Objective:
Take each line containing "React" and report it exactly as written.

Data provided:
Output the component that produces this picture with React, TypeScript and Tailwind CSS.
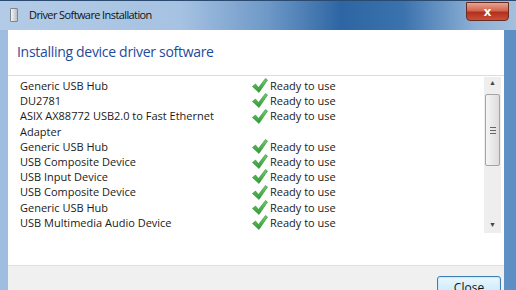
import React from 'react';

const ROWS: { name: string; wrap?: string }[] = [
  { name: 'Generic USB Hub' },
  { name: 'DU2781' },
  { name: 'ASIX AX88772 USB2.0 to Fast Ethernet', wrap: 'Adapter' },
  { name: 'Generic USB Hub' },
  { name: 'USB Composite Device' },
  { name: 'USB Input Device' },
  { name: 'USB Composite Device' },
  { name: 'Generic USB Hub' },
  { name: 'USB Multimedia Audio Device' },
];

const Check: React.FC = () => (
  <svg width="16" height="15" viewBox="0 0 16 15" className="shrink-0">
    <defs>
      <linearGradient id="chk" x1="0" y1="0" x2="0" y2="1">
        <stop offset="0" stopColor="#6fd06a" />
        <stop offset="1" stopColor="#2d9a35" />
      </linearGradient>
    </defs>
    <polygon points="0.5,8.5 3.5,6 6.5,9.5 13.5,0.5 15.5,2 7,14.5" fill="url(#chk)" stroke="#2f8a33" strokeWidth="0.6" />
  </svg>
);

const App: React.FC = () => {
  return (
    <div
      className="w-[516px] h-[290px] overflow-hidden flex flex-col bg-gradient-to-r from-[#9fbde0] via-[#8fb2d8] to-[#5d8fc4]"
      style={{ fontFamily: '"Open Sans", "Noto Sans", sans-serif' }}
    >
      {/* title bar */}
      <div className="h-[30px] shrink-0 flex items-start border-t border-[#2a4a70] bg-[linear-gradient(90deg,#b3cbe6_0%,#a6c2e2_35%,#6d98c7_52%,#2e66a3_66%,#3a72ad_78%,#8db0d6_92%,#a3bfdd_100%)]">
        <div className="mt-[7px] ml-[10px] w-[8px] h-[14px] rounded-[1px] border border-[#7d8590] bg-gradient-to-r from-[#f4f4f4] to-[#b9bec4]" />
        <span className="mt-[6px] ml-[11px] text-[11px] tracking-[-0.6px] leading-[16px] text-[#111]">Driver Software Installation</span>
        <div className="ml-auto mr-[7px] mt-[1px] w-[43px] h-[19px] rounded-b-[4px] border border-[#6b2a20] bg-[linear-gradient(180deg,#e6a391_0%,#d2664f_45%,#b3301c_55%,#c8503a_100%)] flex items-center justify-center">
          <span className="text-white text-[13px] font-bold leading-none">x</span>
        </div>
      </div>

      {/* client area */}
      <div className="flex-1 ml-[8px] mr-[12px] bg-white flex flex-col">
        <div className="h-[45px] shrink-0 pl-[9px] pt-[9px]">
          <span className="text-[14px] tracking-[-0.3px] leading-[22px] text-[#1f4a9a]">Installing device driver software</span>
        </div>

        <div className="h-[190px] shrink-0 border-t border-[#dcdcdc] flex">
          <div className="flex-1 pt-[2px] pl-[12px] text-[11px] leading-[15.2px] text-[#1a1a1a]">
            {ROWS.map((r, i) => (
              <div key={i} className="flex">
                <div className="w-[232px]">
                  <div>{r.name}</div>
                  {r.wrap && <div>{r.wrap}</div>}
                </div>
                <div className="flex items-center h-[15.2px] gap-[2px]">
                  <Check />
                  <span>Ready to use</span>
                </div>
              </div>
            ))}
          </div>

          {/* scrollbar */}
          <div className="w-[17px] h-[156px] mt-[1px] mr-[3px] bg-[#eeeeee] flex flex-col items-center">
            <div className="h-[13px] flex items-center justify-center text-[7px] text-[#444]">▲</div>
            <div className="w-[15px] h-[72px] mt-[4px] rounded-[2px] border border-[#a4a4a4] bg-gradient-to-r from-[#f5f5f5] to-[#dcdcdc] flex flex-col items-center justify-center gap-[2px]">
              <div className="w-[6px] h-[1px] bg-[#666]" />
              <div className="w-[6px] h-[1px] bg-[#666]" />
              <div className="w-[6px] h-[1px] bg-[#666]" />
            </div>
            <div className="flex-1" />
            <div className="h-[16px] flex items-center justify-center text-[7px] text-[#444]">▼</div>
          </div>
        </div>

        <div className="flex-1 border-t border-[#dfdfdf] bg-[#f0f0f0] flex justify-end items-start pr-[3px] pt-[10px]">
          <div className="w-[64px] h-[23px] rounded-[3px] border border-[#3c7fb1] bg-gradient-to-b from-[#eaf6fd] to-[#bee6fd] shadow-[inset_0_0_0_1px_#c9eafc] flex items-center justify-center text-[12px] text-[#111]">
            Close
          </div>
        </div>
      </div>
    </div>
  );
};

export default App;
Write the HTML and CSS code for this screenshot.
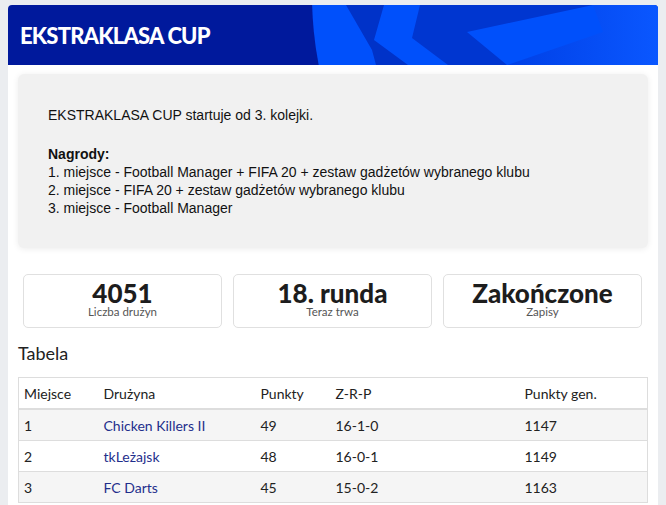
FILE: index.html
```html
<!DOCTYPE html>
<html lang="pl">
<head>
<meta charset="utf-8">
<title>EKSTRAKLASA CUP</title>
<link rel="stylesheet" href="styles.css">
</head>
<body>
<div class="page">
  <main class="card">
    <header class="banner">
      <svg class="banner-art" viewBox="0 0 650 60" preserveAspectRatio="none" aria-hidden="true">
        <defs>
          <linearGradient id="fade" x1="0" y1="0" x2="1" y2="0">
            <stop offset="0" stop-color="#0040e6"/>
            <stop offset="1" stop-color="#0a57ff"/>
          </linearGradient>
        </defs>
        <rect width="650" height="60" fill="#00199c"/>
        <circle cx="674" cy="-10" r="370" fill="#0050fb"/>
        <polygon points="338,0 376,0 366,35 400,60 368,60 364,45" fill="#0032c8"/>
        <polygon points="412,0 585,0 459,27 499,60 440,60 404,33" fill="#0036d0"/>
        <polygon points="585,0 650,0 650,60 499,60 595,27" fill="url(#fade)"/>
      </svg>
      <h1 class="banner-title">EKSTRAKLASA CUP</h1>
    </header>

    <section class="notice">
      <p class="notice-lead">EKSTRAKLASA CUP startuje od 3. kolejki.</p>
      <p class="notice-prizes">
        <strong>Nagrody:</strong><br>
        1. miejsce - Football Manager + FIFA 20 + zestaw gadżetów wybranego klubu<br>
        2. miejsce - FIFA 20 + zestaw gadżetów wybranego klubu<br>
        3. miejsce - Football Manager
      </p>
    </section>

    <section class="stats">
      <div class="stat">
        <div class="stat-value">4051</div>
        <div class="stat-label">Liczba drużyn</div>
      </div>
      <div class="stat">
        <div class="stat-value">18. runda</div>
        <div class="stat-label">Teraz trwa</div>
      </div>
      <div class="stat">
        <div class="stat-value">Zakończone</div>
        <div class="stat-label">Zapisy</div>
      </div>
    </section>

    <h2 class="section-title">Tabela</h2>

    <table class="standings">
      <colgroup>
        <col class="c-place">
        <col class="c-team">
        <col class="c-points">
        <col class="c-record">
        <col class="c-total">
      </colgroup>
      <thead>
        <tr>
          <th>Miejsce</th>
          <th>Drużyna</th>
          <th>Punkty</th>
          <th>Z-R-P</th>
          <th>Punkty gen.</th>
        </tr>
      </thead>
      <tbody>
        <tr>
          <td>1</td>
          <td><a href="#">Chicken Killers II</a></td>
          <td>49</td>
          <td>16-1-0</td>
          <td>1147</td>
        </tr>
        <tr>
          <td>2</td>
          <td><a href="#">tkLeżajsk</a></td>
          <td>48</td>
          <td>16-0-1</td>
          <td>1149</td>
        </tr>
        <tr>
          <td>3</td>
          <td><a href="#">FC Darts</a></td>
          <td>45</td>
          <td>15-0-2</td>
          <td>1163</td>
        </tr>
      </tbody>
    </table>
  </main>
</div>
</body>
</html>
```

FILE: styles.css
```css
html, body {
  margin: 0;
  padding: 0;
}

body {
  background: #ebedf0;
  font-family: Lato, "Noto Sans", sans-serif;
  color: #222;
}

.page {
  padding: 5px 8px 0;
}

.card {
  width: 650px;
  background: #fff;
  border-radius: 4px 4px 0 0;
  padding-bottom: 20px;
}

/* top banner */
.banner {
  position: relative;
  height: 60px;
  display: flex;
  align-items: center;
  padding-left: 12px;
  border-radius: 4px 4px 0 0;
  overflow: hidden;
}

.banner-art {
  position: absolute;
  inset: 0;
  width: 100%;
  height: 100%;
}

.banner-title {
  position: relative;
  margin: 0;
  color: #fff;
  font-family: Lato, sans-serif;
  font-weight: 900;
  font-size: 22px;
  letter-spacing: -0.8px;
  line-height: 1;
  padding-top: 1px;
}

/* info box */
.notice {
  margin: 9px 10px 0;
  background: #f1f1f1;
  border-radius: 6px;
  box-shadow: 0 1px 6px rgba(0, 0, 0, 0.08);
  padding: 32px 30px 31px;
  font-family: "Liberation Sans", Arial, sans-serif;
  font-size: 14px;
  line-height: 18px;
  color: #111;
}

.notice p {
  margin: 0;
}

.notice-lead {
  margin-bottom: 21px !important;
}

/* summary tiles */
.stats {
  display: grid;
  grid-template-columns: repeat(3, 1fr);
  gap: 11px;
  margin: 26px 16px 0 15px;
}

.stat {
  border: 1px solid #e0e0e0;
  border-radius: 5px;
  text-align: center;
  padding: 5px 0 0;
  height: 54px;
  box-sizing: border-box;
}

.stat-value {
  font-weight: 900;
  font-size: 26px;
  line-height: 26px;
  color: #1d1d1d;
}

.stat-label {
  font-size: 11.5px;
  line-height: 12px;
  color: #555;
}

.section-title {
  margin: 14px 0 0 10px;
  font-weight: 400;
  font-size: 18px;
  line-height: 22px;
  color: #222;
}

/* standings table */
.standings {
  margin: 13px 0 0 10px;
  width: 629px;
  table-layout: fixed;
  border-collapse: collapse;
  font-size: 14px;
  color: #222;
}

.c-place { width: 80px; }
.c-team { width: 157px; }
.c-points { width: 75px; }
.c-record { width: 189px; }
.c-total { width: 128px; }

.standings th,
.standings td {
  text-align: left;
  padding: 0 5px;
  height: 30px;
  border: 1px solid #ddd;
  border-left: none;
  border-right: none;
}

.standings th {
  font-weight: 400;
  border-bottom: 2px solid #ddd;
}

.standings tr > :first-child {
  border-left: 1px solid #ddd;
}

.standings tr > :last-child {
  border-right: 1px solid #ddd;
}

.standings tbody tr:nth-child(odd) {
  background: #f5f5f5;
}

.standings a {
  color: #1f2f8c;
  text-decoration: none;
}
```
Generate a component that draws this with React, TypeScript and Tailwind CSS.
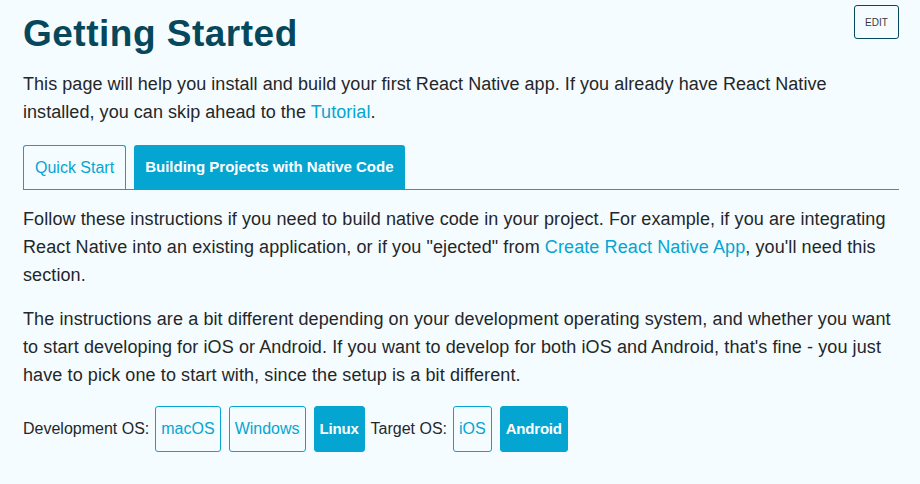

Answer to this problem:
Output the component that produces this picture with React, TypeScript and Tailwind CSS.
import React from 'react';
const Check: React.FC = () => (
const App: React.FC = () => {
Generate a component that draws this with React, TypeScript and Tailwind CSS.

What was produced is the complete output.